Now this may sound like a conflict with what I said previously, that I don't believe in conspiracies, but... 'conspiracy' is a case, in my view, where people actually sit around a table, if you will, and concoct up a story and arrange for their trade in defiance of what they really know ...  I don't want to detract from the individual dietitians. They did spend 4 or 5 years getting their degrees. They do spend a lot of time learning a lot of information, and I find dietitians to be wonderful people, full of a lot of energy oftentimes and very sincere. But when they're operating within a system that is controlling what they can do and what they can say and what they can practice... you see? So I'm speaking out for dietitians and speaking against the institutions that control their training and their practices. I want to be very careful to make that distinction.

Of course, it's not just that institution that I find such fault in - it's basically the way that even larger institutions - you know, government-run institutions and agencies in addition to medical institutions - get caught in this whirlwind of information that's become almost like a tornado, and we're all spinning around with all this information that quite frankly is doing a lot of damage. We've got to step out of that box and think of another way of understanding: What does this really say, what is the evidence, how can we interpret it, how do we design studies, what kind of policies do we make on the basis of the evidence we get? There's so much in this information that we can talk about and actually deliver to the American public so they can actually get well. That's my interest.

V for Veg: Other than your books, are other channels emerging where people will have this info delivered to them?

T. Colin Campbell:
Well, I do have a non-profit foundation and we partner with the online program of Cornell University, which is one of the top ten in the country, and we offer what we find to be a very exciting online course in plant-based nutrition. We've been authorized to give 30 class-one credits to doctors, and so about a third of our students now online are physicians and primary health-care workers, so that's one way. And we're finding that to be an exciting kind of thing - and that may sound kind of self-serving but I don't get paid on that, this is just a non-profit thing that we brought some really good people together to do.

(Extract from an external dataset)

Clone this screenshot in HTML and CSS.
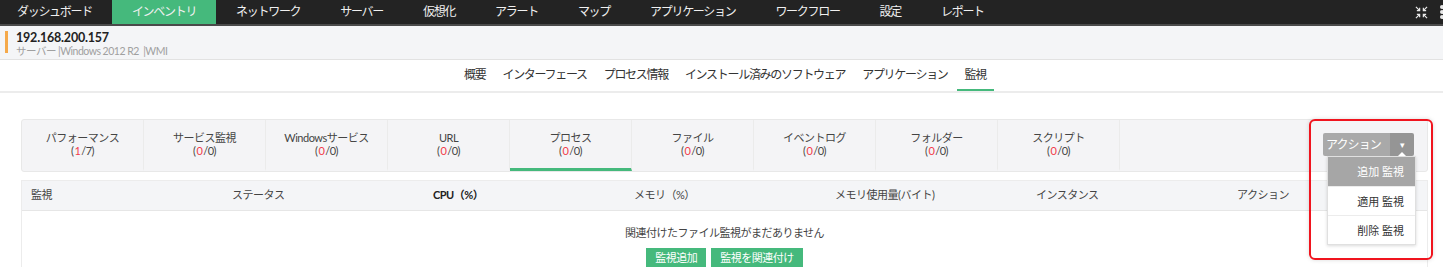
FILE: index.html
```html
<!DOCTYPE html>
<html lang="ja">
<head>
    <meta charset="UTF-8">
    <meta name="viewport" content="width=device-width, initial-scale=1.0">
    <title>インベントリ - 監視</title>
    <link rel="stylesheet" href="styles.css">
</head>
<body>
    <!-- 上部メニュー -->
    <div class="topbar">
        <a href="#" class="nav-item">ダッシュボード</a>
        <a href="#" class="nav-item active">インベントリ</a>
        <a href="#" class="nav-item">ネットワーク</a>
        <a href="#" class="nav-item">サーバー</a>
        <a href="#" class="nav-item">仮想化</a>
        <a href="#" class="nav-item">アラート</a>
        <a href="#" class="nav-item">マップ</a>
        <a href="#" class="nav-item">アプリケーション</a>
        <a href="#" class="nav-item">ワークフロー</a>
        <a href="#" class="nav-item">設定</a>
        <a href="#" class="nav-item">レポート</a>
        <div class="top-icons">
            <svg width="13" height="13" viewBox="0 0 14 14" class="shrink">
                <path d="M1 1l4 4M5 2v3H2M13 1l-4 4M9 2v3h3M1 13l4-4M5 12V9H2M13 13l-4-4M9 12V9h3" stroke="#e8e8e8" stroke-width="1.3" fill="none"/>
            </svg>
            <svg width="8" height="16" viewBox="0 0 8 16" class="kebab">
                <circle cx="4" cy="3" r="2" fill="#e8e8e8"/>
                <circle cx="4" cy="8" r="2" fill="#e8e8e8"/>
                <circle cx="4" cy="13" r="2" fill="#e8e8e8"/>
            </svg>
        </div>
    </div>

    <!-- デバイス情報 -->
    <div class="device">
        <div class="device-mark"></div>
        <div>
            <div class="device-ip">192.168.200.157</div>
            <div class="device-sub">サーバー |Windows 2012 R2 &nbsp;|WMI</div>
        </div>
    </div>

    <!-- サブタブ -->
    <div class="subnav">
        <a href="#">概要</a>
        <a href="#">インターフェース</a>
        <a href="#">プロセス情報</a>
        <a href="#">インストール済みのソフトウェア</a>
        <a href="#">アプリケーション</a>
        <a href="#" class="current">監視</a>
    </div>

    <div class="content">
        <!-- 監視種別 -->
        <div class="kinds">
            <div class="kind"><span>パフォーマンス</span><span>(<em>1</em>/7)</span></div>
            <div class="kind"><span>サービス監視</span><span>(<em>0</em>/0)</span></div>
            <div class="kind"><span>Windowsサービス</span><span>(<em>0</em>/0)</span></div>
            <div class="kind"><span>URL</span><span>(<em>0</em>/0)</span></div>
            <div class="kind selected"><span>プロセス</span><span>(<em>0</em>/0)</span></div>
            <div class="kind"><span>ファイル</span><span>(<em>0</em>/0)</span></div>
            <div class="kind"><span>イベントログ</span><span>(<em>0</em>/0)</span></div>
            <div class="kind"><span>フォルダー</span><span>(<em>0</em>/0)</span></div>
            <div class="kind"><span>スクリプト</span><span>(<em>0</em>/0)</span></div>
        </div>

        <!-- 一覧 -->
        <div class="table">
            <div class="thead">
                <div>監視</div>
                <div>ステータス</div>
                <div class="bold">CPU（%）</div>
                <div>メモリ（%）</div>
                <div>メモリ使用量(バイト)</div>
                <div>インスタンス</div>
                <div>アクション</div>
            </div>
            <div class="empty">
                <p>関連付けたファイル監視がまだありません</p>
                <div class="btns">
                    <a href="#" class="btn">監視追加</a>
                    <a href="#" class="btn">監視を関連付け</a>
                </div>
            </div>
        </div>

        <!-- アクションメニュー -->
        <div class="action-box">
            <div class="action-btn">
                <span class="label">アクション</span>
                <span class="caret">▾</span>
            </div>
            <ul class="action-menu">
                <li class="hover">追加 監視</li>
                <li>適用 監視</li>
                <li>削除 監視</li>
            </ul>
        </div>
    </div>
</body>
</html>
```

FILE: styles.css
```css
*{
    margin: 0;
    padding: 0;
    box-sizing: border-box;
}
body{
    font-family: Lato, "Noto Sans CJK JP", sans-serif;
    color: #333;
    background-color: #fff;
    width: 1443px;
    height: 272px;
    overflow: hidden;
}
a{
    text-decoration: none;
    color: inherit;
}
/* 上部メニュー */
.topbar{
    display: flex;
    height: 26px;
    background-color: #232323;
    border-bottom: 2px solid #4a4a4a;
}
.nav-item{
    color: #f0f0f0;
    font-size: 12px;
    letter-spacing: -1.3px;
    line-height: 24px;
    padding: 0 20px;
}
.nav-item:first-child{
    padding-left: 17px;
}
.nav-item.active{
    background-color: #45b97c;
}
.top-icons{
    margin-left: auto;
    display: flex;
    align-items: center;
    gap: 10px;
    margin-right: -3px;
}
/* デバイス情報 */
.device{
    display: flex;
    gap: 8px;
    height: 34px;
    padding: 4px 0 0 5px;
    background-color: #f4f5f7;
    border-bottom: 1px solid #e2e2e2;
}
.device-mark{
    width: 3px;
    height: 22px;
    background-color: #f5a94a;
    margin-top: 1px;
}
.device-ip{
    font-size: 12.5px;
    font-weight: bold;
    color: #222;
    line-height: 15px;
    letter-spacing: -0.2px;
}
.device-sub{
    font-size: 10.5px;
    color: #a0a0a0;
    line-height: 13px;
    letter-spacing: -0.5px;
}
/* サブタブ */
.subnav{
    display: flex;
    justify-content: center;
    gap: 15px;
    height: 33px;
    padding-left: 14px;
    border-bottom: 2px solid #ececec;
}
.subnav a{
    font-size: 12px;
    letter-spacing: -1.3px;
    line-height: 29px;
    color: #333;
    border-bottom: 2px solid transparent;
    padding: 0 1px;
}
.subnav a.current{
    border-bottom-color: #45b97c;
    padding: 0 8px;
    margin-left: -7px;
}
/* 監視種別 */
.content{
    position: relative;
    padding: 26px 15px 0 21px;
}
.kinds{
    display: flex;
    height: 53px;
    background-color: #f4f4f6;
    border: 1px solid #e8e8e8;
    border-radius: 3px;
}
.kind{
    width: 122px;
    display: flex;
    flex-direction: column;
    align-items: center;
    padding-top: 11px;
    font-size: 11px;
    letter-spacing: -0.5px;
    line-height: 13px;
    color: #444;
    border-right: 1px solid #ebebeb;
    border-bottom: 2px solid transparent;
}
.kind em{
    font-style: normal;
    color: #f23b4a;
    padding: 0 1px;
}
.kind.selected{
    border-bottom: 3px solid #45b97c;
}
/* 一覧 */
.table{
    margin-top: 8px;
    border-left: 1px solid #ececec;
    border-right: 1px solid #ececec;
}
.thead{
    display: grid;
    grid-template-columns: repeat(7, 201px);
    height: 31px;
    align-items: center;
    background-color: #f4f5f7;
    border-top: 1px solid #ececec;
    border-bottom: 1px solid #e6e6e6;
    font-size: 11px;
    letter-spacing: -0.5px;
    color: #444;
}
.thead div{
    padding-left: 9px;
    padding-bottom: 3px;
}
.thead .bold{
    font-weight: bold;
    color: #222;
}
.empty{
    display: flex;
    flex-direction: column;
    align-items: center;
    padding-top: 13px;
    font-size: 11px;
    letter-spacing: -0.5px;
    color: #444;
}
.btns{
    display: flex;
    gap: 5px;
    margin-top: 8px;
}
.btn{
    background-color: #45b97c;
    color: #fff;
    line-height: 19px;
    padding: 0 9px;
}
/* アクションメニュー */
.action-box{
    position: absolute;
    left: 1309px;
    top: 26px;
    width: 124px;
    height: 141px;
    border: 2px solid #f0141e;
    border-radius: 6px;
    box-shadow: 0 0 4px rgba(0, 0, 0, 0.15);
    padding: 12px 0 0 12px;
}
.action-btn{
    display: flex;
    width: 91px;
    height: 23px;
    border-radius: 2px;
    overflow: hidden;
    color: #fff;
    font-size: 12px;
    line-height: 23px;
}
.action-btn .label{
    background-color: #a9a9a9;
    padding-left: 3px;
    width: 67px;
    letter-spacing: -0.9px;
}
.action-btn .caret{
    background-color: #959595;
    flex: 1;
    text-align: center;
    font-size: 9px;
    position: relative;
}
.action-btn .caret::after{
    content: "";
    position: absolute;
    left: 8px;
    bottom: 0;
    border: 4px solid transparent;
    border-bottom-color: #fff;
    border-top: 0;
}
.action-menu{
    list-style: none;
    width: 89px;
    margin-left: 4px;
    background-color: #fff;
    border: 1px solid #e0e0e0;
    box-shadow: 0 1px 3px rgba(0, 0, 0, 0.15);
}
.action-menu li{
    height: 29px;
    line-height: 29px;
    text-align: right;
    padding-right: 11px;
    font-size: 11px;
    color: #333;
    border-top: 1px solid #ececec;
}
.action-menu li:first-child{
    border-top: 0;
}
.action-menu .hover{
    background-color: #a6a6a6;
    color: #fff;
}
```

As far as other organizations are concerned, there are some potentially very good organizations that could pick up the ball and run in this new direction, but the problem is that as yet they're still too encumbered with corporate influence to break free of those chains. A lot of people would not mind, as with the dieticians [needing an accrediting institution], they would like to have something to hang their hat on before they go out and get too serious about what they're talking about. So I'm just hoping this book, Whole, will start a discussion.